Companies that mine oil sands say that while production is, by necessity, intensive, they have had some success in lowering the amount of natural gas and water used to produce a barrel of oil, and officials say they are seeking further reductions.
A barrel of oil sands crude can be refined to produce gasoline and diesel fuel. At Syncrude, which spent $15 million on restoration of former mining land last year, a 10-year-old reclamation project at a former mining site shows the beginnings of a viable ecosystem, with tree saplings, sedges, and wildflowers growing, but it will take years to know if it will truly be sustainable.
''The oil sands industry has focused on three major environmental areas -- air, water, and land," says Greg Stringham, vice president of the Canadian Association of Petroleum Producers. ''One of the key [ways] is increasing efficiency" -- which he said will continue to reduce emissions and use less water and gas.

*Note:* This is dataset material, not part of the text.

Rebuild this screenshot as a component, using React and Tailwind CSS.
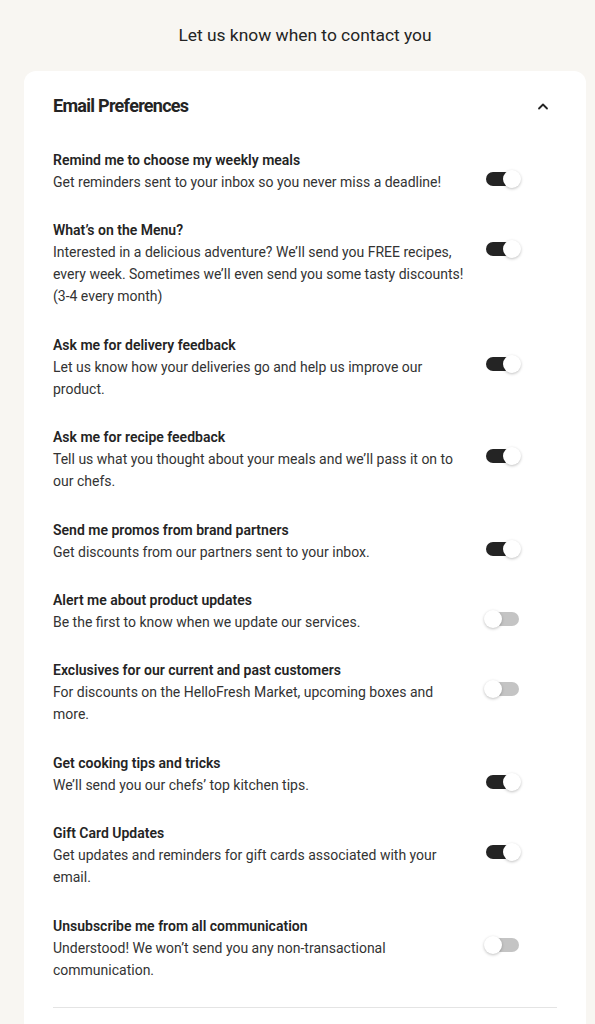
const prefs = [
  {
    title: "Remind me to choose my weekly meals",
    text: "Get reminders sent to your inbox so you never miss a deadline!",
    on: true,
  },
  {
    title: "What’s on the Menu?",
    text: "Interested in a delicious adventure? We’ll send you FREE recipes, every week. Sometimes we’ll even send you some tasty discounts! (3-4 every month)",
    on: true,
  },
  {
    title: "Ask me for delivery feedback",
    text: "Let us know how your deliveries go and help us improve our product.",
    on: true,
  },
  {
    title: "Ask me for recipe feedback",
    text: "Tell us what you thought about your meals and we’ll pass it on to our chefs.",
    on: true,
  },
  {
    title: "Send me promos from brand partners",
    text: "Get discounts from our partners sent to your inbox.",
    on: true,
  },
  {
    title: "Alert me about product updates",
    text: "Be the first to know when we update our services.",
    on: false,
  },
  {
    title: "Exclusives for our current and past customers",
    text: "For discounts on the HelloFresh Market, upcoming boxes and more.",
    on: false,
  },
  {
    title: "Get cooking tips and tricks",
    text: "We’ll send you our chefs’ top kitchen tips.",
    on: true,
  },
  {
    title: "Gift Card Updates",
    text: "Get updates and reminders for gift cards associated with your email.",
    on: true,
  },
  {
    title: "Unsubscribe me from all communication",
    text: "Understood! We won’t send you any non-transactional communication.",
    on: false,
  },
];

function Toggle({ on }) {
  return (
    <div className="relative h-[18px] w-[37px] shrink-0">
      <div
        className={
          on
            ? "absolute left-[2px] top-[2px] h-[14px] w-[30px] rounded-full bg-[#242424]"
            : "absolute left-[5px] top-[2px] h-[14px] w-[30px] rounded-full bg-[#c4c4c4]"
        }
      />
      <div
        className={
          on
            ? "absolute right-0 top-0 h-[18px] w-[18px] rounded-full bg-white shadow-[0_1px_3px_rgba(0,0,0,0.25)]"
            : "absolute left-0 top-0 h-[18px] w-[18px] rounded-full bg-white shadow-[0_1px_3px_rgba(0,0,0,0.25)]"
        }
      />
    </div>
  );
}

export default function App() {
  return (
    <div
      className="min-h-[1024px] bg-[#f8f6f2] pl-[24px] pr-[9px] pt-[24px]"
      style={{ fontFamily: "Roboto, 'Noto Sans', sans-serif" }}
    >
      <h1 className="text-center text-[17.4px] leading-[22px] text-[#242424]">
        Let us know when to contact you
      </h1>

      <div className="mt-[25px] rounded-[12px] bg-white px-[29px] pb-[40px] pt-[24px]">
        <div className="flex items-center justify-between">
          <h2 className="text-[18px] font-bold leading-[22px] tracking-[-0.04em] text-[#242424]">
            Email Preferences
          </h2>
          <svg
            width="12"
            height="8"
            viewBox="0 0 12 8"
            className="mr-[8px]"
            fill="none"
          >
            <path
              d="M2 6.5 6 2.5 10 6.5"
              stroke="#242424"
              strokeWidth="1.8"
              strokeLinecap="round"
              strokeLinejoin="round"
            />
          </svg>
        </div>

        <div className="mt-[32px] flex flex-col gap-[26.4px]">
          {prefs.map((p) => (
            <div key={p.title} className="flex items-start gap-[19px]">
              <div className="w-[412px] text-[14px] leading-[22px]">
                <div className="font-semibold text-[#242424]">{p.title}</div>
                <div className="text-[#333333]">{p.text}</div>
              </div>
              <div className="mt-[21px]">
                <Toggle on={p.on} />
              </div>
            </div>
          ))}
        </div>

        <div className="mt-[26px] h-px bg-[#e4e4e4]" />
      </div>
    </div>
  );
}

Oil explorers have long searched for unconventional, financially competitive sources to help the United States move away from dependence on Middle East oil and to offset forecasts that traditional global oil production would soon peak. After the late 1970s energy crunch, investors poured money into these efforts -- including attempts to extract oil from domestic sand and shale deposits. But most were abandoned after Middle East oil prices fell.
In Canada, explorers for decades have said the sands buried under northern Alberta would be the future of oil. Industry analysts, though, were often quick to add that the prediction would probably remain a wistful dream. Squeezing useable oil out of the sticky substance that indigenous people once used to caulk their canoes was far too expensive to seriously compete with the inexpensive crude from the Middle East.

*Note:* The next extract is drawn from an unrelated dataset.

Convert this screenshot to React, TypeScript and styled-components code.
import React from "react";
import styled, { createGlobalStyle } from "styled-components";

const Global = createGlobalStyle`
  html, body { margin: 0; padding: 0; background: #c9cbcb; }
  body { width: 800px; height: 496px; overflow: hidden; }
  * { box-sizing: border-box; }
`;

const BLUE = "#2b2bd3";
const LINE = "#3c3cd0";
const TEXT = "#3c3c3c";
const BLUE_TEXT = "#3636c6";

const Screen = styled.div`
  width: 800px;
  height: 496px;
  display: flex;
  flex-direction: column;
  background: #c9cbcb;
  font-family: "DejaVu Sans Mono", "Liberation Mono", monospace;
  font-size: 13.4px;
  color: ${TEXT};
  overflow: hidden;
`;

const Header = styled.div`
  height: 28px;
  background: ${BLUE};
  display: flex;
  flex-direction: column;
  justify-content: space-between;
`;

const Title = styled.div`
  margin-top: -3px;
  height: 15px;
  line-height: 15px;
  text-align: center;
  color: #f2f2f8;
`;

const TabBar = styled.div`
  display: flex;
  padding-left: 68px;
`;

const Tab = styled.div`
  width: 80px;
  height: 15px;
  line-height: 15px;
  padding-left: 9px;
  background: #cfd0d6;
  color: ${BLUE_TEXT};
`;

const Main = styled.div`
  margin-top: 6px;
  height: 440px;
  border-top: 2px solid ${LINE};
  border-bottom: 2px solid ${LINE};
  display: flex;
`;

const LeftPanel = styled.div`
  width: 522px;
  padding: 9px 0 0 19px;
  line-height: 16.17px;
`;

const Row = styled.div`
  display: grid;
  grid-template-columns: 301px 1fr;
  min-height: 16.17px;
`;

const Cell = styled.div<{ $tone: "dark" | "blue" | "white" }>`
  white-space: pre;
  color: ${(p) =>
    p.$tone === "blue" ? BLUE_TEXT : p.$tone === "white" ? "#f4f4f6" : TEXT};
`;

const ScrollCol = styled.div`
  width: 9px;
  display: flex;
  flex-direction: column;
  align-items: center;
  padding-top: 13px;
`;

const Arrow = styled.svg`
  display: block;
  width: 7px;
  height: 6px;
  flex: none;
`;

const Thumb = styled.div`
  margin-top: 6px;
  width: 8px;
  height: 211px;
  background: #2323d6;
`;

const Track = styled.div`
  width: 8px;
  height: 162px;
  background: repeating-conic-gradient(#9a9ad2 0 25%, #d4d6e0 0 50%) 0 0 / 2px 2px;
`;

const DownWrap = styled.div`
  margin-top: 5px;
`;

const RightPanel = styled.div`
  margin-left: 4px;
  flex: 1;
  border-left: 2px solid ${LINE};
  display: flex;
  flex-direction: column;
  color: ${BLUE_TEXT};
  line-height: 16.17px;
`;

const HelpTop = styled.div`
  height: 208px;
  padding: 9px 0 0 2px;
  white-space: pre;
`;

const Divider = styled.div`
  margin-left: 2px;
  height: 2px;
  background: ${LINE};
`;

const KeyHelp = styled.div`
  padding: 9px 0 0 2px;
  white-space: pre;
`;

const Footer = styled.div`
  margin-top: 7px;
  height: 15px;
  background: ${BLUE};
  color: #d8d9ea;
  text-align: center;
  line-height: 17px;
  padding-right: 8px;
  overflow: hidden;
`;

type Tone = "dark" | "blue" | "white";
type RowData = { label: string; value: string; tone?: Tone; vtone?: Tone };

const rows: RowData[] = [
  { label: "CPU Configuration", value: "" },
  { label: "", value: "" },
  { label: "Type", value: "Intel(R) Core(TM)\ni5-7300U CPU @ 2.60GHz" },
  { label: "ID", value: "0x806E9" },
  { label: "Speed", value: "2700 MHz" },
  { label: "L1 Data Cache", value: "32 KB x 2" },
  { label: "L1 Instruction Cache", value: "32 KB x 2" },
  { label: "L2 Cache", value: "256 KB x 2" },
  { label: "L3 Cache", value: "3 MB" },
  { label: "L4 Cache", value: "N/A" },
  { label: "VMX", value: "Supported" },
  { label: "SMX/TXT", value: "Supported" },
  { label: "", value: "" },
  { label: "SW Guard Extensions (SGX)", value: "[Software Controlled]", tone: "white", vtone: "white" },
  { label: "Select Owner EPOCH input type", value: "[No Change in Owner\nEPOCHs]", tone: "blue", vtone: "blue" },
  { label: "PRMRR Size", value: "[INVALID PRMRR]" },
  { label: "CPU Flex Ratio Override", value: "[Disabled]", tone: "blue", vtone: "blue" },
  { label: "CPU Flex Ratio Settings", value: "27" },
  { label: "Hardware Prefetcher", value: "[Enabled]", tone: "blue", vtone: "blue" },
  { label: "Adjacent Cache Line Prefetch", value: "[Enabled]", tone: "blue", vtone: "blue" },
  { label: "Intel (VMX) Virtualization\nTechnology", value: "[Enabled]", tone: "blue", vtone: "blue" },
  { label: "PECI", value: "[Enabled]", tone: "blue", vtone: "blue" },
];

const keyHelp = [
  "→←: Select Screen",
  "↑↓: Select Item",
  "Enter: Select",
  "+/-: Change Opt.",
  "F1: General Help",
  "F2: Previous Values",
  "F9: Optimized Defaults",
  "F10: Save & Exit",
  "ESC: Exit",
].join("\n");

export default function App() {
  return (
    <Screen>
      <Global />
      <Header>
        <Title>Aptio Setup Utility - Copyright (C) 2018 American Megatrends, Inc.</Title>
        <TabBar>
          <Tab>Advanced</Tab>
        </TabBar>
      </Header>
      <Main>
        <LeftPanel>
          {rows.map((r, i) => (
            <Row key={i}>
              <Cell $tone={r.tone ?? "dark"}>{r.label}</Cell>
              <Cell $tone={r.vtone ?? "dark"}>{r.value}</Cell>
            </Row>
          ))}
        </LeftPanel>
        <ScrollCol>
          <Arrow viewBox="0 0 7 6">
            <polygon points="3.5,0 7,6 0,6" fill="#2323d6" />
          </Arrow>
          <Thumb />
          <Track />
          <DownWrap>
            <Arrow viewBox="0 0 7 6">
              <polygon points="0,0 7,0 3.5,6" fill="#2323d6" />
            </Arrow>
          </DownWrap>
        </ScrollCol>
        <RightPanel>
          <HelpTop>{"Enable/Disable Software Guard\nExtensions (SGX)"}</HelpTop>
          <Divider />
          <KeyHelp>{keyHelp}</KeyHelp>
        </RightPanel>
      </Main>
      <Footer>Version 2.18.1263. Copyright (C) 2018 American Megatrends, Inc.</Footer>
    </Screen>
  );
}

But the run-up in oil prices, combined with better oil sands technology, have made Canada -- always a major source of crude oil to the United States -- the largest foreign supplier. With the sands, Canada has the second largest reserves of crude in the world behind Saudi Arabia, and investors have pledged more than $70 billion to triple output to 3 million barrels a day by 2020.

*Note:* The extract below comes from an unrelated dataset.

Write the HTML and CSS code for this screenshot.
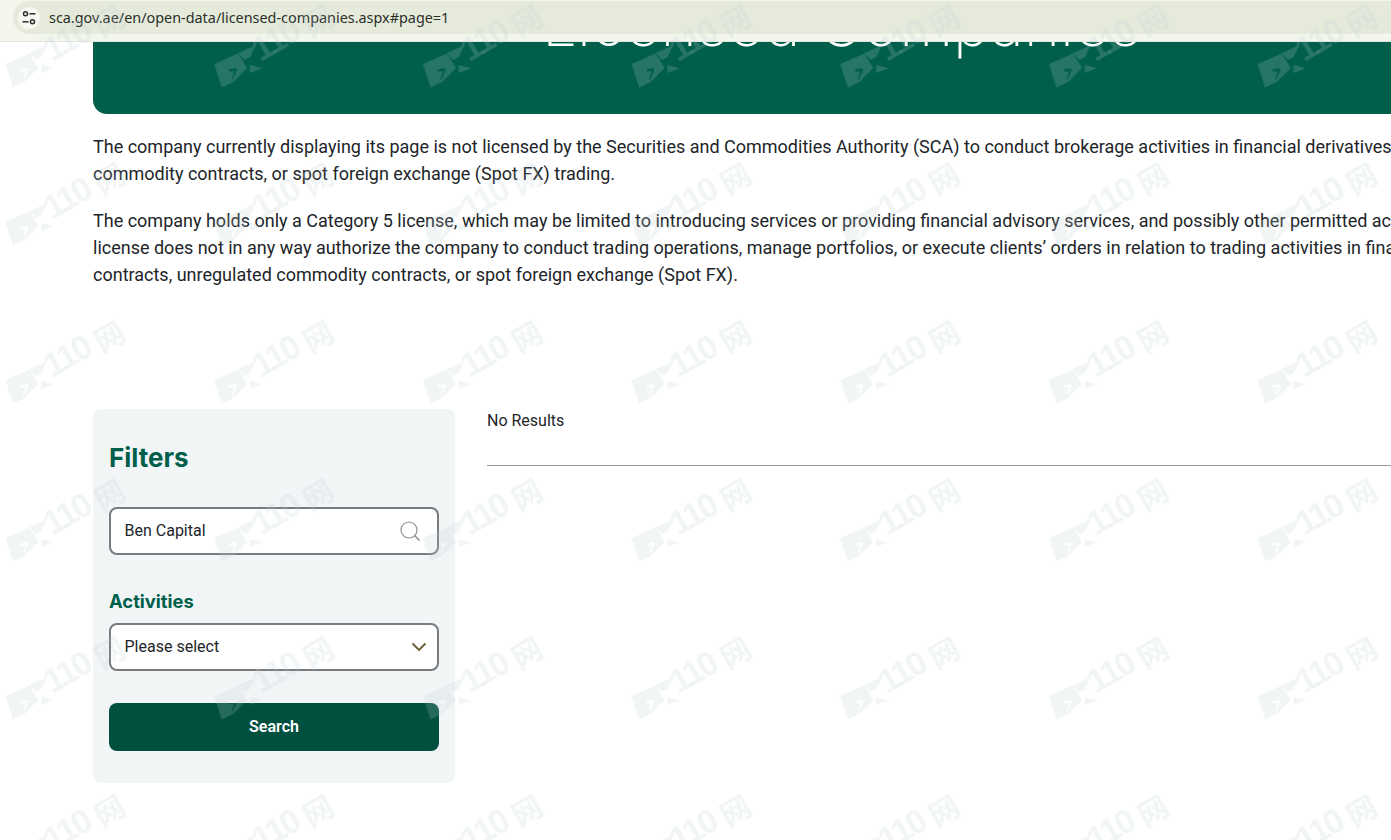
FILE: index.html
```html
<!DOCTYPE html>
<html lang="en">
<head>
    <meta charset="UTF-8">
    <meta name="viewport" content="width=device-width, initial-scale=1.0">
    <title>Licensed Companies</title>
    <link rel="stylesheet" href="styles.css">
</head>
<body>
    <div class="toolbar">
        <div class="url-pill">
            <span class="site-icon">
                <svg width="16" height="16" viewBox="0 0 16 16" fill="none" stroke="#2b2f2a" stroke-width="1.5">
                    <circle cx="4.5" cy="3.8" r="2"/>
                    <path d="M8.5 3.8H14.5"/>
                    <path d="M1.5 11.8H7.5"/>
                    <circle cx="11.5" cy="11.8" r="2"/>
                </svg>
            </span>
            <span class="url-text">sca.gov.ae/en/open-data/licensed-companies.aspx#page=1</span>
        </div>
    </div>

    <div class="container">
        <div class="hero">
            <h1>Licensed Companies</h1>
        </div>

        <div class="notice">
            <p>The company currently displaying its page is not licensed by the Securities and Commodities Authority (SCA) to conduct brokerage activities in financial derivatives, unregulated<br>commodity contracts, or spot foreign exchange (Spot FX) trading.</p>
            <p>The company holds only a Category 5 license, which may be limited to introducing services or providing financial advisory services, and possibly other permitted activities. This<br>license does not in any way authorize the company to conduct trading operations, manage portfolios, or execute clients’ orders in relation to trading activities in financial<br>contracts, unregulated commodity contracts, or spot foreign exchange (Spot FX).</p>
        </div>

        <div class="content">
            <form class="filters">
                <h2>Filters</h2>
                <div class="field">
                    <input type="text" value="Ben Capital">
                    <svg class="search-icon" width="22" height="22" viewBox="0 0 22 22" fill="none" stroke="#8b9096" stroke-width="1.2">
                        <circle cx="10" cy="10" r="8"/>
                        <path d="M15.8 15.8L20.5 20.5" stroke-width="1.6"/>
                    </svg>
                </div>
                <h3>Activities</h3>
                <div class="field">
                    <select>
                        <option>Please select</option>
                    </select>
                    <svg class="chevron" width="16" height="10" viewBox="0 0 16 10" fill="none" stroke="#6a5a36" stroke-width="1.8">
                        <path d="M1.5 1.5L8 8L14.5 1.5"/>
                    </svg>
                </div>
                <button type="button">Search</button>
            </form>

            <div class="results">
                <div class="results-count">No Results</div>
            </div>
        </div>
    </div>

    <!-- watermark over the whole page -->
    <svg class="watermark" width="1391" height="840">
        <defs>
            <pattern id="wm" width="208.7" height="158" patternUnits="userSpaceOnUse">
                <path fill-rule="evenodd" d="M5.5 64L29.6 53.5L38.5 68L24.6 82L13 87.5ZM20 69.5L27 68L28.4 70L23.8 80L23 79L25.6 71.2L21 71.7Z"/>
                <path d="M29.6 53L47.3 45L41.3 57.3L35.6 60Z"/>
                <path d="M41.3 65L53.6 68.3L41.3 73Z"/>
                <text class="wm-num" transform="translate(52 62) rotate(-30)">110</text>
                <text class="wm-cjk" transform="translate(102 38) rotate(-30)">网</text>
            </pattern>
        </defs>
        <rect width="1391" height="840" fill="url(#wm)"/>
    </svg>
</body>
</html>
```

FILE: styles.css
```css
html, body {
    margin: 0;
    height: 840px;
    overflow: hidden;
}
body {
    font-family: Roboto, Arial, sans-serif;
    background: white;
    color: #212529;
}

/* browser address bar */
.toolbar {
    position: relative;
    z-index: 2;
    height: 40px;
    padding: 1px 0 0 13px;
    background: #f3f6ec;
    border-bottom: 1px solid #e3e6dd;
}
.url-pill {
    display: flex;
    align-items: center;
    height: 33px;
    border-radius: 17px 0 0 17px;
    background: #e5eadb;
    padding-left: 5px;
}
.site-icon {
    display: flex;
    align-items: center;
    justify-content: center;
    width: 22px;
    height: 22px;
    border-radius: 50%;
    background: #f6f8f1;
}
.url-text {
    margin-left: 9px;
    font-family: "Noto Sans", sans-serif;
    font-size: 14.4px;
    color: #2b2f2a;
}

.container {
    width: 1497px;
    margin-left: 93px;
}
.hero {
    height: 72px;
    overflow: hidden;
    background: #005f4b;
    border-radius: 0 0 14px 14px;
    text-align: center;
}
.hero h1 {
    margin: -60px 0 0;
    font-family: Inter, sans-serif;
    font-weight: 200;
    font-size: 62px;
    line-height: 84px;
    color: white;
}

.notice {
    padding-top: 19px;
    height: 276px;
    box-sizing: border-box;
    margin-bottom: 19px;
}
.notice p {
    margin: 0 0 20px;
    font-size: 18px;
    line-height: 27px;
    white-space: nowrap;
}

.content {
    display: flex;
    gap: 32px;
}
.filters {
    width: 362px;
    height: 374px;
    box-sizing: border-box;
    padding: 33px 16px 0;
    background: #f2f5f6;
    border-radius: 8px;
}
.filters h2 {
    margin: 0 0 33px;
    font-family: Inter, sans-serif;
    font-weight: 700;
    font-size: 26px;
    line-height: 32px;
    color: #005f4b;
}
.filters h3 {
    margin: 34px 0 10px;
    font-family: Inter, sans-serif;
    font-weight: 700;
    font-size: 18.4px;
    line-height: 24px;
    color: #005f4b;
}
.field {
    position: relative;
}
.field input, .field select {
    display: block;
    width: 100%;
    height: 48px;
    box-sizing: border-box;
    padding: 0 13.5px 2px;
    border: 2px solid #787b7f;
    border-radius: 8px;
    background: white;
    font-family: Roboto, sans-serif;
    font-size: 16px;
    color: #212529;
    appearance: none;
}
.search-icon {
    position: absolute;
    top: 13px;
    right: 18px;
}
.chevron {
    position: absolute;
    top: 19px;
    right: 12px;
}
.filters button {
    display: block;
    width: 100%;
    height: 48px;
    margin-top: 32px;
    padding: 0 0 2px;
    border: none;
    border-radius: 8px;
    background: #005040;
    color: white;
    font-family: Roboto, sans-serif;
    font-size: 16px;
    font-weight: 600;
}

.results {
    flex: 1;
}
.results-count {
    height: 57px;
    box-sizing: border-box;
    border-bottom: 1px solid #999;
    font-size: 16px;
    line-height: 24px;
}

.watermark {
    position: fixed;
    top: 0;
    left: 0;
    z-index: 3;
    pointer-events: none;
    fill: rgba(188, 204, 210, 0.2);
}
.wm-num {
    font-family: "Liberation Sans", sans-serif;
    font-weight: 700;
    font-size: 34px;
    letter-spacing: -2.5px;
}
.wm-cjk {
    font-family: "Noto Sans CJK SC", sans-serif;
    font-weight: 700;
    font-size: 30px;
}
```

Riverbanks near Fort McMurray seep with what locals call black gold -- a tar-like muck called bitumen. Demand for it has increased this frontier city's population by nearly 75 percent in the last decade, to 60,000, and has some oil sands companies looking as far away as Venezuela for skilled help.
Mud-caked boots and jeans with streaks of oily-smelling sands are a de facto dress code. A local hockey team is called the oil barons. In Fort McMurray's tiny airport, a video explains oil sand extraction to travelers, and tours bus visitors to the mines to show off the world's biggest trucks.
As workers arrive from Japan to South Africa, housing prices are soaring. Lines for everything from coffee to burgers are growing long. And as the service industry struggles to find workers, even doubling pay for counter help to $10 an hour in the last 18 months hasn't eased the crunch at the downtown Tim Horton's coffee and doughnut shop.
There is no sign of the boom abating. Because of technology improvements, oil sands companies have been producing oil for as little as $24 a barrel -- making for a huge profit for companies when oil prices hit $70 a barrel, as they did briefly in recent months.